Meteor is not an open source project in a modern sense. See this definition (from here):
Open source refers to any program whose source code is made available for use or modification as users or other developers see fit. Open source software is usually developed as a public collaboration and made freely available.
@Steve is that sarcasm or do you actually consider meteor not open source?
from what I gather it claims to be open source but definitely fails needs a lot of improvement on the public collaboration front
@serkandurusoy, they don’t need “improvement”, they need a cultural change. They need to choose whether to be closed or open. Staying in-between won’t work much longer.
I hope they’ll choose the open side, hire an experienced open source release manager, set up an open source governance model, and leverage, at last, the amazing people we got here.
+1. MDG has limited resources, and by embracing efforts by folks like @timbrandin, @faceyspacey, @mitar who are obviously very skilled coders and WANT to participate and WANT to fix the problem, if @evanyou
would work together with these folks instead of on his own chamber, I am sure the solution would rock!
And it would be a solution with several maintainers, thus hopefully more resilient than for example Iron Router was…
I think I said it before somewhere: Check out for example the Qt project.

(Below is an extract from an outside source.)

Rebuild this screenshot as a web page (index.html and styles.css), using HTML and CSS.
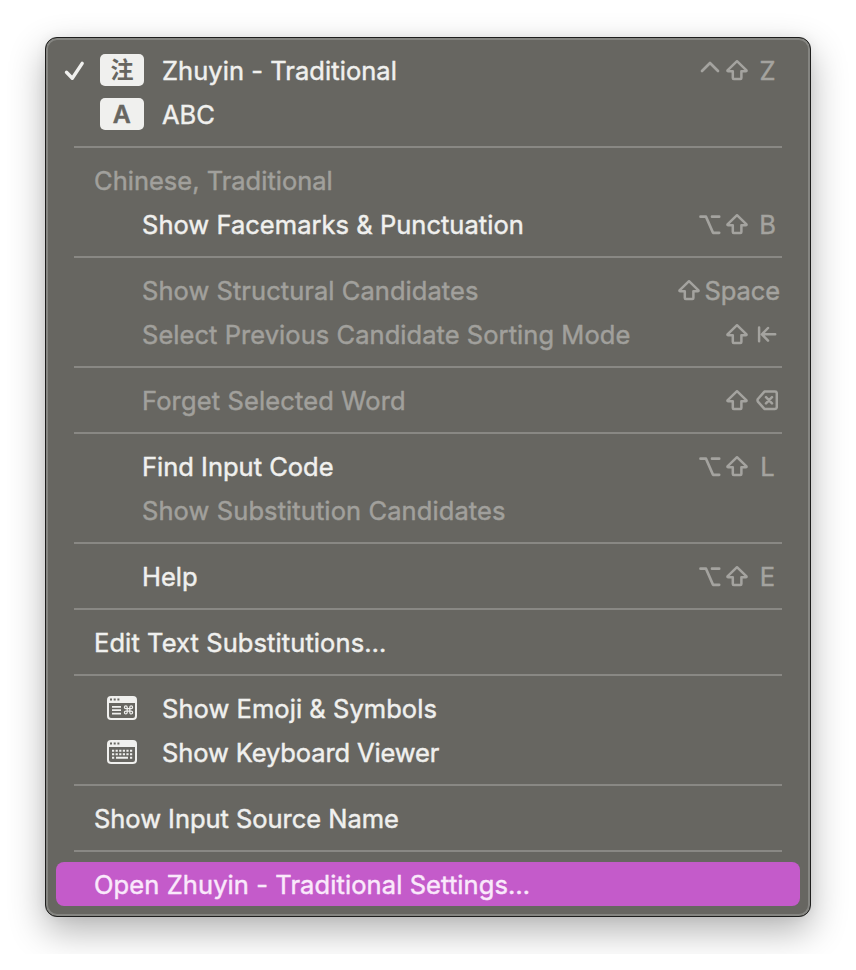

I spent many years in that context. Commercial company running it, but thanks to an open governance model it has truckloads of external people contributing.
It’s not mainly about better features, but more frequent releases. MDG should focus on design/consultation/arbitration/validation and let other do the time consuming work. In a matter of weeks we would have schema and router in core, and approved prototypes for alternative data and visualization layers.
Additional benefit for MDG: more time to work on Galaxy or whatever profitable features.